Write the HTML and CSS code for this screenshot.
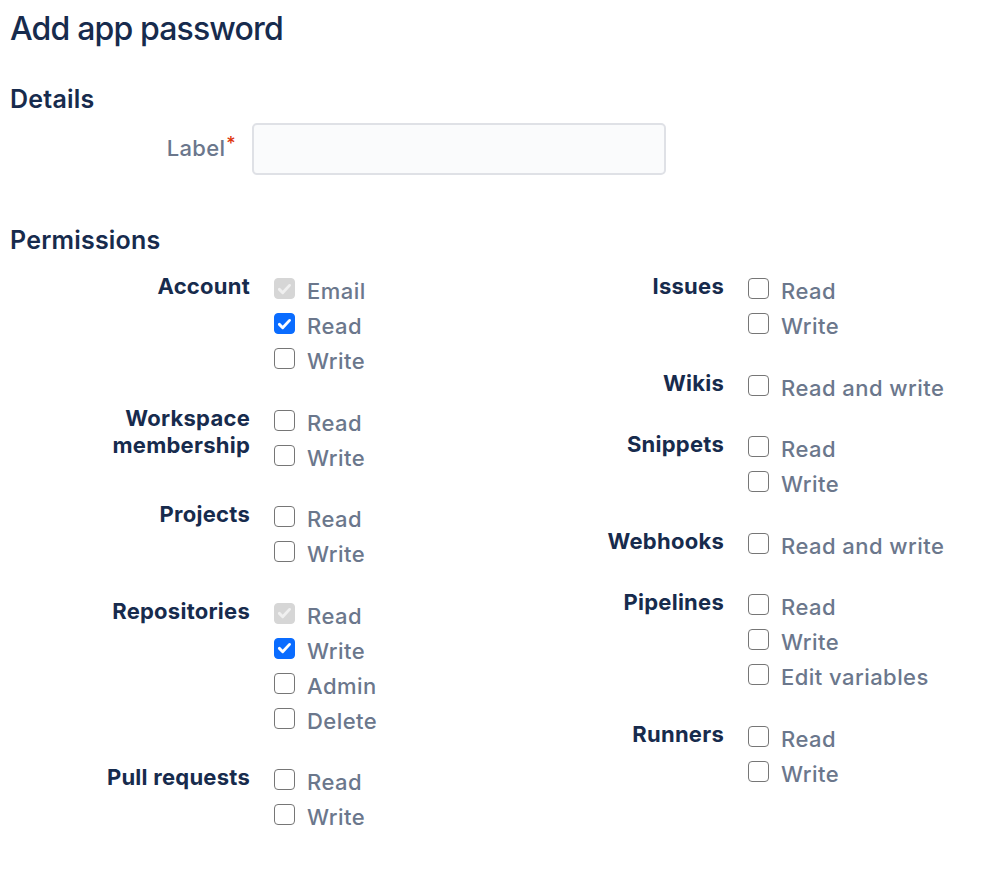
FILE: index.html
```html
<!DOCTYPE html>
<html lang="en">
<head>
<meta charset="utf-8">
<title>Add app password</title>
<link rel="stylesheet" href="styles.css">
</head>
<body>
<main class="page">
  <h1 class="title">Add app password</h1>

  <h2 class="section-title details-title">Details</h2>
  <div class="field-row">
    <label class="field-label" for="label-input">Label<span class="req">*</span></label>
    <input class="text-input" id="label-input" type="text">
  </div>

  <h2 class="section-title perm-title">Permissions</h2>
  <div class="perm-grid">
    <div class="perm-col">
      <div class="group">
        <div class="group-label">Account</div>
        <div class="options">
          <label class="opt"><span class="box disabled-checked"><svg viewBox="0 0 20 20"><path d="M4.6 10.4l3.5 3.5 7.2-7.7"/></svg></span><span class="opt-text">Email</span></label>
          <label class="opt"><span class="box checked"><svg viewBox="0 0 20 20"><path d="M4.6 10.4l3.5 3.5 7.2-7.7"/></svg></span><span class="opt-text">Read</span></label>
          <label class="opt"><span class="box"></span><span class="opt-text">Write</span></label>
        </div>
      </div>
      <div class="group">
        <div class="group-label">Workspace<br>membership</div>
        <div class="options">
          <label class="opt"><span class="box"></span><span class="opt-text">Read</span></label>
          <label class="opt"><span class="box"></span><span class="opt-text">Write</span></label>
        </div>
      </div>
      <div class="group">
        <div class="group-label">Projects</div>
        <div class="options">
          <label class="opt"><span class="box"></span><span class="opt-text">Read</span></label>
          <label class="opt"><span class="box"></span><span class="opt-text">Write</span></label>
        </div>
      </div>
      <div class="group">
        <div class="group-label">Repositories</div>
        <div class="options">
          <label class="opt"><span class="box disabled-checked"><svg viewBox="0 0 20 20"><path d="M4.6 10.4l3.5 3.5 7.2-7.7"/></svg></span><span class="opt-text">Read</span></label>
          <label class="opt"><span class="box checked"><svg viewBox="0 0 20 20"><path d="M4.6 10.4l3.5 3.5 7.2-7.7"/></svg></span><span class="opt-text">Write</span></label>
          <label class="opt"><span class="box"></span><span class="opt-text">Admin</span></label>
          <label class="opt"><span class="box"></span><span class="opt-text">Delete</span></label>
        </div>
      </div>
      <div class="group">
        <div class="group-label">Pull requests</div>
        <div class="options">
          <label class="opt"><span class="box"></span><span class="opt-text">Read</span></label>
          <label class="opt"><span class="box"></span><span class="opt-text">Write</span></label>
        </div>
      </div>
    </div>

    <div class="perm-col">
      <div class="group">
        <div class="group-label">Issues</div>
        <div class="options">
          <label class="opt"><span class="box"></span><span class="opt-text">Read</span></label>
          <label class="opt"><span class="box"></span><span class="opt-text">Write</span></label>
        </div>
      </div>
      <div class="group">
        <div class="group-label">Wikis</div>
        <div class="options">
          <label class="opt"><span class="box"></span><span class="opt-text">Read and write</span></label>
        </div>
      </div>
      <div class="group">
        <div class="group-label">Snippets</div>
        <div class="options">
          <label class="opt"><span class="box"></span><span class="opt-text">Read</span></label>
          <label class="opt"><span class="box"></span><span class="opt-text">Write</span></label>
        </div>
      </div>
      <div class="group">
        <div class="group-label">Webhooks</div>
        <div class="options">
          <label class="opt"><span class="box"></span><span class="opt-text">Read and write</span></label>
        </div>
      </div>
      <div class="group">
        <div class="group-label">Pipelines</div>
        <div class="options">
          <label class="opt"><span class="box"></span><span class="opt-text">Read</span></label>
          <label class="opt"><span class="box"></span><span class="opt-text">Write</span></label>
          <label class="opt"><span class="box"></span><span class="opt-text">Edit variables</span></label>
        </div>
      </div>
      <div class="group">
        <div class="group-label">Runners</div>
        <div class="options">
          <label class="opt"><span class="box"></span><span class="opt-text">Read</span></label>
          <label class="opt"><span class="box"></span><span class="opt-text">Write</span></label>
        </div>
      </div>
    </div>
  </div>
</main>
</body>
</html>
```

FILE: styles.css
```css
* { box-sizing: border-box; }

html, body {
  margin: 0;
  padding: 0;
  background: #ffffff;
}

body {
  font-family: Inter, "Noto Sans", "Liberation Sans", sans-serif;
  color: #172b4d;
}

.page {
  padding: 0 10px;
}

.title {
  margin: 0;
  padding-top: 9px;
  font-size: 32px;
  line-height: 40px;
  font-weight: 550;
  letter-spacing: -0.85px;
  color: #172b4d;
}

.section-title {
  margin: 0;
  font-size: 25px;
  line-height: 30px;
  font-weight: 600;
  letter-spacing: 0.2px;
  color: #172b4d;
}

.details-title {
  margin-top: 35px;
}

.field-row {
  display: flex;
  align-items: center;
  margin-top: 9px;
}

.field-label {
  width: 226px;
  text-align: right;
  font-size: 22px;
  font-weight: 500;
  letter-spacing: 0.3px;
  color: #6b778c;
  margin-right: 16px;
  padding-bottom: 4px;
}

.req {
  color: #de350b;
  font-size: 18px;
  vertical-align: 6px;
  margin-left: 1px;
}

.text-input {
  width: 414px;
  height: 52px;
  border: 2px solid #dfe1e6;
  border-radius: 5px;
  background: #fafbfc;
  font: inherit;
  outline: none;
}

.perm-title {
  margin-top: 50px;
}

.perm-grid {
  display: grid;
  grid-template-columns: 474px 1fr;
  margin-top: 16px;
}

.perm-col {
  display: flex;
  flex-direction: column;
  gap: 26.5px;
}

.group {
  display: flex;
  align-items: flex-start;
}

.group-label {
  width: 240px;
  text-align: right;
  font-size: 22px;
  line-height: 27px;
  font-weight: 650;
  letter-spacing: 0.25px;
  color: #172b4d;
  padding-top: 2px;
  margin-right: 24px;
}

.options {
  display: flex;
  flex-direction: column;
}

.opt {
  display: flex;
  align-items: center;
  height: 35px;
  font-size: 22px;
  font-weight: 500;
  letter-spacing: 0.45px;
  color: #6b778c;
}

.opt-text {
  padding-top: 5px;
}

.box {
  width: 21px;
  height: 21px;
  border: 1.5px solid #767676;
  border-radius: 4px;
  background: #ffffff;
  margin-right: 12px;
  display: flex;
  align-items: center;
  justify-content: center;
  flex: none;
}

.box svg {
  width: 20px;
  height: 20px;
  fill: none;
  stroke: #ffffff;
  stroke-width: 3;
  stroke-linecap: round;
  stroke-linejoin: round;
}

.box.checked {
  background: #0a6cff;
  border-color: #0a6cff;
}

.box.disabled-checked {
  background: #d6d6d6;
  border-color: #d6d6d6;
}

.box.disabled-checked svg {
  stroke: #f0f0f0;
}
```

### YOUR TASK:
Copy the material shown above in full and exactly. Skip the pictures.

### ANSWER TO THE PROBLEM:
Write the HTML and CSS code for this screenshot.
FILE: index.html
```html
<!DOCTYPE html>
<html lang="en">
<head>
<meta charset="utf-8">
<title>Add app password</title>
<link rel="stylesheet" href="styles.css">
</head>
<body>
<main class="page">
  <h1 class="title">Add app password</h1>

  <h2 class="section-title details-title">Details</h2>
  <div class="field-row">
    <label class="field-label" for="label-input">Label<span class="req">*</span></label>
    <input class="text-input" id="label-input" type="text">
  </div>

  <h2 class="section-title perm-title">Permissions</h2>
  <div class="perm-grid">
    <div class="perm-col">
      <div class="group">
        <div class="group-label">Account</div>
        <div class="options">
          <label class="opt"><span class="box disabled-checked"><svg viewBox="0 0 20 20"><path d="M4.6 10.4l3.5 3.5 7.2-7.7"/></svg></span><span class="opt-text">Email</span></label>
          <label class="opt"><span class="box checked"><svg viewBox="0 0 20 20"><path d="M4.6 10.4l3.5 3.5 7.2-7.7"/></svg></span><span class="opt-text">Read</span></label>
          <label class="opt"><span class="box"></span><span class="opt-text">Write</span></label>
        </div>
      </div>
      <div class="group">
        <div class="group-label">Workspace<br>membership</div>
        <div class="options">
          <label class="opt"><span class="box"></span><span class="opt-text">Read</span></label>
          <label class="opt"><span class="box"></span><span class="opt-text">Write</span></label>
        </div>
      </div>
      <div class="group">
        <div class="group-label">Projects</div>
        <div class="options">
          <label class="opt"><span class="box"></span><span class="opt-text">Read</span></label>
          <label class="opt"><span class="box"></span><span class="opt-text">Write</span></label>
        </div>
      </div>
      <div class="group">
        <div class="group-label">Repositories</div>
        <div class="options">
          <label class="opt"><span class="box disabled-checked"><svg viewBox="0 0 20 20"><path d="M4.6 10.4l3.5 3.5 7.2-7.7"/></svg></span><span class="opt-text">Read</span></label>
          <label class="opt"><span class="box checked"><svg viewBox="0 0 20 20"><path d="M4.6 10.4l3.5 3.5 7.2-7.7"/></svg></span><span class="opt-text">Write</span></label>
          <label class="opt"><span class="box"></span><span class="opt-text">Admin</span></label>
          <label class="opt"><span class="box"></span><span class="opt-text">Delete</span></label>
        </div>
      </div>
      <div class="group">
        <div class="group-label">Pull requests</div>
        <div class="options">
          <label class="opt"><span class="box"></span><span class="opt-text">Read</span></label>
          <label class="opt"><span class="box"></span><span class="opt-text">Write</span></label>
        </div>
      </div>
    </div>

    <div class="perm-col">
      <div class="group">
        <div class="group-label">Issues</div>
        <div class="options">
          <label class="opt"><span class="box"></span><span class="opt-text">Read</span></label>
          <label class="opt"><span class="box"></span><span class="opt-text">Write</span></label>
        </div>
      </div>
      <div class="group">
        <div class="group-label">Wikis</div>
        <div class="options">
          <label class="opt"><span class="box"></span><span class="opt-text">Read and write</span></label>
        </div>
      </div>
      <div class="group">
        <div class="group-label">Snippets</div>
        <div class="options">
          <label class="opt"><span class="box"></span><span class="opt-text">Read</span></label>
          <label class="opt"><span class="box"></span><span class="opt-text">Write</span></label>
        </div>
      </div>
      <div class="group">
        <div class="group-label">Webhooks</div>
        <div class="options">
          <label class="opt"><span class="box"></span><span class="opt-text">Read and write</span></label>
        </div>
      </div>
      <div class="group">
        <div class="group-label">Pipelines</div>
        <div class="options">
          <label class="opt"><span class="box"></span><span class="opt-text">Read</span></label>
          <label class="opt"><span class="box"></span><span class="opt-text">Write</span></label>
          <label class="opt"><span class="box"></span><span class="opt-text">Edit variables</span></label>
        </div>
      </div>
      <div class="group">
        <div class="group-label">Runners</div>
        <div class="options">
          <label class="opt"><span class="box"></span><span class="opt-text">Read</span></label>
          <label class="opt"><span class="box"></span><span class="opt-text">Write</span></label>
        </div>
      </div>
    </div>
  </div>
</main>
</body>
</html>
```

FILE: styles.css
```css
* { box-sizing: border-box; }

html, body {
  margin: 0;
  padding: 0;
  background: #ffffff;
}

body {
  font-family: Inter, "Noto Sans", "Liberation Sans", sans-serif;
  color: #172b4d;
}

.page {
  padding: 0 10px;
}

.title {
  margin: 0;
  padding-top: 9px;
  font-size: 32px;
  line-height: 40px;
  font-weight: 550;
  letter-spacing: -0.85px;
  color: #172b4d;
}

.section-title {
  margin: 0;
  font-size: 25px;
  line-height: 30px;
  font-weight: 600;
  letter-spacing: 0.2px;
  color: #172b4d;
}

.details-title {
  margin-top: 35px;
}

.field-row {
  display: flex;
  align-items: center;
  margin-top: 9px;
}

.field-label {
  width: 226px;
  text-align: right;
  font-size: 22px;
  font-weight: 500;
  letter-spacing: 0.3px;
  color: #6b778c;
  margin-right: 16px;
  padding-bottom: 4px;
}

.req {
  color: #de350b;
  font-size: 18px;
  vertical-align: 6px;
  margin-left: 1px;
}

.text-input {
  width: 414px;
  height: 52px;
  border: 2px solid #dfe1e6;
  border-radius: 5px;
  background: #fafbfc;
  font: inherit;
  outline: none;
}

.perm-title {
  margin-top: 50px;
}

.perm-grid {
  display: grid;
  grid-template-columns: 474px 1fr;
  margin-top: 16px;
}

.perm-col {
  display: flex;
  flex-direction: column;
  gap: 26.5px;
}

.group {
  display: flex;
  align-items: flex-start;
}

.group-label {
  width: 240px;
  text-align: right;
  font-size: 22px;
  line-height: 27px;
  font-weight: 650;
  letter-spacing: 0.25px;
  color: #172b4d;
  padding-top: 2px;
  margin-right: 24px;
}

.options {
  display: flex;
  flex-direction: column;
}

.opt {
  display: flex;
  align-items: center;
  height: 35px;
  font-size: 22px;
  font-weight: 500;
  letter-spacing: 0.45px;
  color: #6b778c;
}

.opt-text {
  padding-top: 5px;
}

.box {
  width: 21px;
  height: 21px;
  border: 1.5px solid #767676;
  border-radius: 4px;
  background: #ffffff;
  margin-right: 12px;
  display: flex;
  align-items: center;
  justify-content: center;
  flex: none;
}

.box svg {
  width: 20px;
  height: 20px;
  fill: none;
  stroke: #ffffff;
  stroke-width: 3;
  stroke-linecap: round;
  stroke-linejoin: round;
}

.box.checked {
  background: #0a6cff;
  border-color: #0a6cff;
}

.box.disabled-checked {
  background: #d6d6d6;
  border-color: #d6d6d6;
}

.box.disabled-checked svg {
  stroke: #f0f0f0;
}
```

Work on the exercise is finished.